# Task brief
Wherever the word "styles" shows up in a line, please copy that line.

# Stored data
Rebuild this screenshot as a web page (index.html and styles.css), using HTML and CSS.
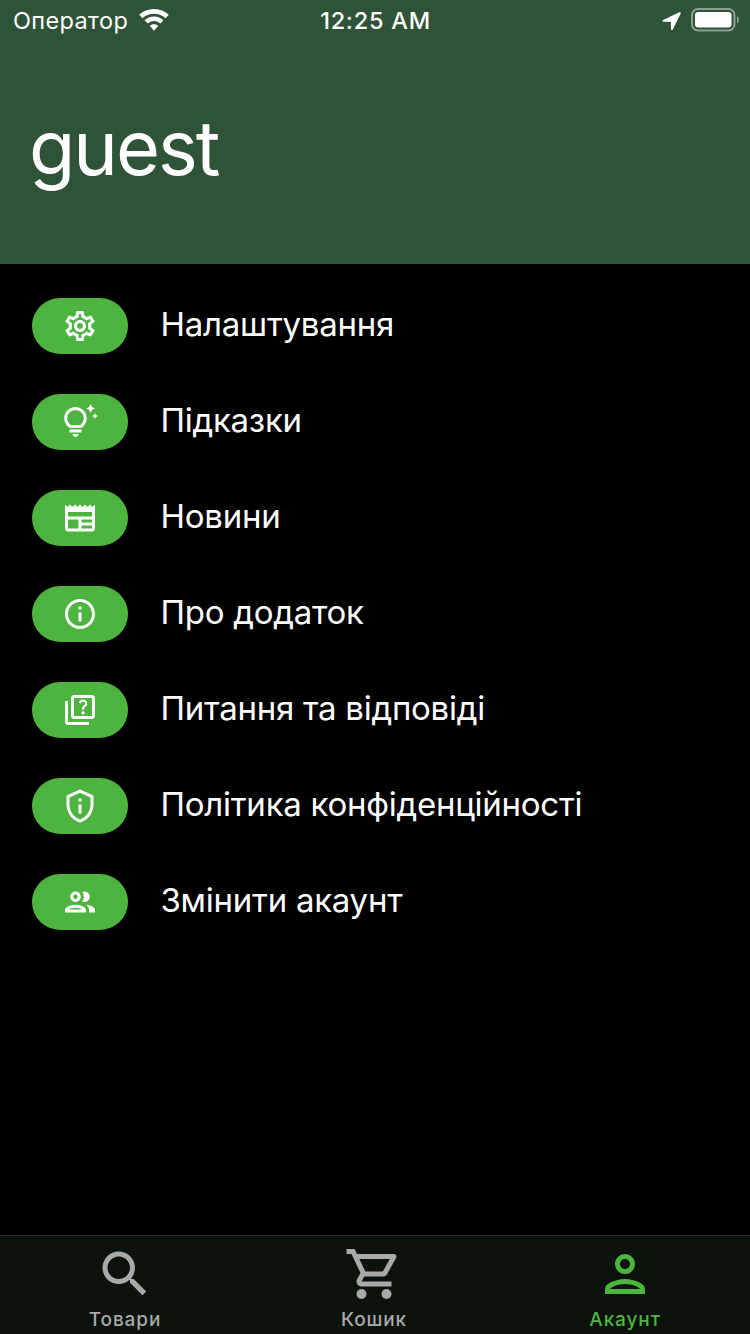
FILE: index.html
```html
<!DOCTYPE html>
<html lang="uk">
<head>
<meta charset="utf-8">
<title>Акаунт</title>
<link rel="stylesheet" href="styles.css">
</head>
<body>
<div class="screen">
  <header class="header">
    <div class="status">
      <div class="status-left">
        <span class="carrier">Оператор</span>
        <svg class="wifi" viewBox="0 0 30 22"><path d="M15 0C9.300 0 4.100 2.100.2 5.700L3.500 9.200C6.500 6.400 10.500 4.700 15 4.700s8.500 1.700 11.500 4.500l3.300-3.500C25.900 2.100 20.700 0 15 0z"/><path d="M15 7.600c-3.700 0-7 1.400-9.500 3.700l3.200 3.300c1.700-1.500 3.900-2.500 6.300-2.500s4.600 1 6.300 2.500l3.200-3.300C22 9 18.700 7.600 15 7.600z"/><path d="M15 15.200c-1.700 0-3.200.6-4.300 1.600L15 21.700l4.300-4.900c-1.100-1-2.600-1.600-4.300-1.600z"/></svg>
      </div>
      <span class="time">12:25 AM</span>
      <div class="status-right">
        <svg class="location" viewBox="0 0 20 20"><path d="M17.300 1.300 1.200 8.900c-1.200.6-.8 1.800.4 1.800l7.300.2.100 7.100c0 1.300 1.300 1.500 1.800.4L18.700 2.600c.4-1-.4-1.700-1.400-1.300z"/></svg>
        <svg class="battery" viewBox="0 0 50 24"><rect class="battery-shell" x="1" y="1" width="42.500" height="21.500" rx="6"/><rect x="4" y="4" width="36.500" height="15.500" rx="3.300"/><path class="battery-cap" d="M46 8c2.700 1.400 2.700 6.100 0 7.500z"/></svg>
      </div>
    </div>
    <h1 class="user">guest</h1>
  </header>
  <ul class="menu">
    <li class="item"><span class="pill"><svg viewBox="0 0 24 24"><path d="M19.430 12.980c.04-.32.070-.64.070-.98 0-.34-.03-.66-.07-.98l2.110-1.650c.19-.15.240-.42.120-.64l-2-3.460c-.09-.16-.26-.25-.44-.25-.06 0-.12.010-.17.030l-2.490 1c-.52-.4-1.080-.73-1.690-.98l-.38-2.650C14.460 2.180 14.250 2 14 2h-4c-.25 0-.46.180-.49.420l-.38 2.650c-.61.250-1.170.590-1.690.980l-2.490-1c-.06-.02-.12-.03-.18-.03-.17 0-.34.090-.43.250l-2 3.460c-.13.220-.07.490.120.640l2.110 1.650c-.04.320-.07.650-.07.980 0 .330.030.660.070.980l-2.110 1.650c-.19.150-.24.420-.12.640l2 3.460c.09.160.260.250.440.250.06 0 .120-.01.170-.03l2.490-1c.52.400 1.080.730 1.690.980l.38 2.650c.03.240.240.420.490.420h4c.25 0 .460-.18.490-.42l.38-2.650c.61-.25 1.170-.59 1.690-.98l2.490 1c.06.020.120.030.180.030.17 0 .340-.09.430-.25l2-3.460c.12-.22.070-.49-.12-.64l-2.110-1.650zm-1.980-1.710c.04.310.050.520.050.730 0 .210-.02.430-.05.730l-.14 1.130.89.700 1.080.840-.7 1.210-1.270-.51-1.040-.42-.9.680c-.43.320-.84.560-1.250.730l-1.060.430-.16 1.130-.2 1.350h-1.400l-.19-1.350-.16-1.130-1.060-.43c-.43-.18-.83-.41-1.230-.71l-.91-.7-1.060.430-1.270.510-.7-1.210 1.080-.84.890-.7-.14-1.130c-.03-.31-.05-.54-.05-.74s.02-.43.050-.73l.14-1.130-.89-.7-1.080-.84.700-1.210 1.270.510 1.040.420.900-.68c.43-.32.840-.56 1.250-.73l1.060-.43.160-1.130.2-1.350h1.390l.19 1.350.16 1.130 1.060.430c.43.180.83.410 1.230.710l.91.700 1.060-.43 1.270-.51.700 1.210-1.070.850-.89.700.14 1.130zM12 8c-2.210 0-4 1.790-4 4s1.790 4 4 4 4-1.790 4-4-1.790-4-4-4zm0 6c-1.100 0-2-.9-2-2s.9-2 2-2 2 .9 2 2-.9 2-2 2z"/></svg></span><span class="label">Налаштування</span></li>
    <li class="item"><span class="pill"><svg viewBox="0 0 24 24"><path d="M7 20h4c0 1.100-.9 2-2 2s-2-.9-2-2zm-2-1h8v-2H5v2zm11.500-9.500c0 3.820-2.660 5.860-3.770 6.500H5.270c-1.110-.64-3.770-2.680-3.770-6.500C1.500 5.360 4.860 2 9 2s7.500 3.360 7.500 7.500zm-2 0C14.500 6.470 12.030 4 9 4S3.500 6.470 3.500 9.500c0 2.470 1.490 3.890 2.350 4.500h6.300c.86-.61 2.350-2.030 2.350-4.500zm6.870-2.130L20 8l1.370.63L22 10l.63-1.370L24 8l-1.370-.63L22 6l-.63 1.370zM19 6l.94-2.060L22 3l-2.060-.94L19 0l-.94 2.060L16 3l2.060.94L19 6z"/></svg></span><span class="label">Підказки</span></li>
    <li class="item"><span class="pill"><svg viewBox="0 0 24 24"><path d="M22 3l-1.670 1.670L18.670 3 17 4.670 15.330 3l-1.660 1.670L12 3l-1.670 1.670L8.670 3 7 4.670 5.330 3 3.670 4.670 2 3v16c0 1.100.9 2 2 2h16c1.100 0 2-.9 2-2V3zM11 19H4v-6h7v6zm9 0h-7v-2h7v2zm0-4h-7v-2h7v2zm0-4H4V8h16v3z"/></svg></span><span class="label">Новини</span></li>
    <li class="item"><span class="pill"><svg viewBox="0 0 24 24"><path d="M11 7h2v2h-2zm0 4h2v6h-2zm1-9C6.480 2 2 6.480 2 12s4.480 10 10 10 10-4.480 10-10S17.520 2 12 2zm0 18c-4.410 0-8-3.590-8-8s3.590-8 8-8 8 3.590 8 8-3.590 8-8 8z"/></svg></span><span class="label">Про додаток</span></li>
    <li class="item"><span class="pill"><svg viewBox="0 0 24 24"><path d="M4 6H2v14c0 1.100.9 2 2 2h14v-2H4V6zM20 2H8c-1.100 0-2 .9-2 2v12c0 1.100.9 2 2 2h12c1.100 0 2-.9 2-2V4c0-1.100-.9-2-2-2zm0 14H8V4h12v12zM13.510 10.160c.41-.73 1.180-1.160 1.630-1.800.48-.68.21-1.940-1.140-1.940-.88 0-1.320.67-1.500 1.230l-1.370-.57C11.510 5.960 12.520 5 13.990 5c1.230 0 2.080.56 2.510 1.260.37.6.58 1.730.01 2.570-.63.93-1.230 1.210-1.560 1.810-.13.24-.18.4-.18 1.180h-1.520c.01-.41-.06-1.080.26-1.660zm-.56 3.790c0-.59.47-1.040 1.050-1.040.59 0 1.040.45 1.040 1.040 0 .58-.44 1.050-1.040 1.050-.58 0-1.050-.47-1.050-1.050z"/></svg></span><span class="label">Питання та відповіді</span></li>
    <li class="item"><span class="pill"><svg viewBox="0 0 24 24"><path fill-rule="evenodd" d="M12 3.190l7 3.110V11c0 4.520-2.980 8.690-7 9.930-4.020-1.240-7-5.410-7-9.930V6.300l7-3.110M12 1 3 5v6c0 5.550 3.840 10.740 9 12 5.160-1.260 9-6.450 9-12V5l-9-4zm-1 6h2v2h-2V7zm0 4h2v6h-2v-6z"/></svg></span><span class="label">Політика конфіденційності</span></li>
    <li class="item"><span class="pill"><svg viewBox="0 0 24 24"><path d="M9 13.750c-2.340 0-7 1.170-7 3.500V19h14v-1.750c0-2.330-4.660-3.500-7-3.500zM4.340 17c.84-.58 2.870-1.250 4.660-1.250s3.820.67 4.660 1.250H4.340zM9 12c1.930 0 3.500-1.570 3.500-3.500S10.930 5 9 5 5.500 6.570 5.500 8.500 7.070 12 9 12zm0-5c.83 0 1.500.67 1.500 1.500S9.830 10 9 10s-1.500-.67-1.500-1.500S8.170 7 9 7zm7.040 6.810c1.160.84 1.960 1.960 1.960 3.440V19h4v-1.750c0-2.020-3.500-3.170-5.960-3.440zM15 12c1.930 0 3.500-1.570 3.500-3.500S16.930 5 15 5c-.54 0-1.040.13-1.500.35.63.89 1 1.980 1 3.150s-.37 2.260-1 3.150c.46.22.96.35 1.500.35z"/></svg></span><span class="label">Змінити акаунт</span></li>
  </ul>
  <nav class="tabs">
    <div class="tab"><svg viewBox="0 0 24 24"><path d="M15.500 14h-.79l-.28-.27C15.410 12.590 16 11.110 16 9.500 16 5.910 13.090 3 9.500 3S3 5.910 3 9.500 5.910 16 9.500 16c1.610 0 3.090-.59 4.230-1.570l.27.28v.79l5 4.990L20.490 19l-4.990-5zm-6 0C7.010 14 5 11.990 5 9.500S7.010 5 9.500 5 14 7.010 14 9.500 11.990 14 9.500 14z"/></svg><span>Товари</span></div>
    <div class="tab cart"><svg viewBox="0 0 24 24"><path d="M15.550 13c.75 0 1.410-.41 1.750-1.030l3.580-6.490c.37-.66-.11-1.480-.87-1.480H5.210l-.94-2H1v2h2l3.600 7.590-1.350 2.440C4.520 15.370 5.480 17 7 17h12v-2H7l1.100-2h7.450zM6.160 6h12.150l-2.760 5H8.530L6.160 6z"/><circle cx="7" cy="20" r="2"/><circle cx="17" cy="20" r="2"/></svg><span>Кошик</span></div>
    <div class="tab active"><svg viewBox="0 0 24 24"><path fill-rule="evenodd" d="M12 6c1.100 0 2 .9 2 2s-.9 2-2 2-2-.9-2-2 .9-2 2-2m0 10c2.700 0 5.800 1.290 6 2H6c.23-.72 3.310-2 6-2m0-12C9.790 4 8 5.790 8 8s1.790 4 4 4 4-1.790 4-4-1.790-4-4-4zm0 10c-2.670 0-8 1.340-8 4v2h16v-2c0-2.660-5.330-4-8-4z"/></svg><span>Акаунт</span></div>
  </nav>
</div>
</body>
</html>
```
FILE: styles.css
```css
* { box-sizing: border-box; margin: 0; padding: 0; }
body {
  background: #000;
  color: #fff;
  font-family: Inter, "Liberation Sans", sans-serif;
}
svg { display: block; fill: currentColor; flex: none; }
.screen {
  width: 750px;
  height: 1334px;
  display: flex;
  flex-direction: column;
  overflow: hidden;
}
.header { height: 264px; background: #2f5337; }
.status {
  height: 40px;
  display: grid;
  grid-template-columns: 1fr auto 1fr;
  align-items: center;
  padding: 0 9px 0 13px;
  line-height: 38px;
}
.status-left { display: flex; align-items: center; gap: 11px; }
.carrier { font-size: 23.5px; letter-spacing: 0.35px; padding-top: 2px; }
.wifi { width: 30px; height: 22px; }
.time { font-size: 23.5px; font-weight: 500; letter-spacing: 0.75px; padding-top: 2px; margin-left: -3px; }
.status-right { display: flex; justify-content: flex-end; align-items: center; gap: 9px; }
.location { width: 20px; height: 20px; margin-top: 1px; }
.battery { width: 50px; height: 24px; }
.battery-shell { fill: none; stroke: currentColor; stroke-width: 2; opacity: 0.45; }
.battery-cap { opacity: 0.45; }
.user {
  padding: 60px 0 0 29px;
  font-size: 75.5px;
  font-weight: 400;
  line-height: 96px;
  letter-spacing: -2px;
}
.menu {
  flex: 1;
  list-style: none;
  padding-top: 14px;
}
.item {
  height: 96px;
  display: flex;
  align-items: center;
  gap: 32px;
  padding-left: 32px;
}
.pill {
  width: 96px;
  height: 56px;
  border-radius: 28px;
  background: #4db440;
  display: flex;
  align-items: center;
  justify-content: center;
}
.pill svg { width: 36px; height: 36px; }
.label { font-size: 33px; line-height: 40px; letter-spacing: -0.26px; padding: 0 0 5px 0.5px; white-space: nowrap; }
.tabs {
  height: 99px;
  display: grid;
  grid-template-columns: repeat(3, 1fr);
  background: #0b130c;
  border-top: 1px solid #2a2c2a;
  color: #a9a9a9;
}
.tab {
  display: flex;
  flex-direction: column;
  align-items: center;
  padding-top: 8px;
  font-size: 19px;
  font-weight: 500;
  line-height: 32px;
  letter-spacing: 0.9px;
}
.tab svg { width: 60px; height: 60px; }
.cart { padding-right: 2px; }
.active { color: #4db440; }
```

# Written answer
Rebuild this screenshot as a web page (index.html and styles.css), using HTML and CSS.
<link rel="stylesheet" href="styles.css">
FILE: styles.css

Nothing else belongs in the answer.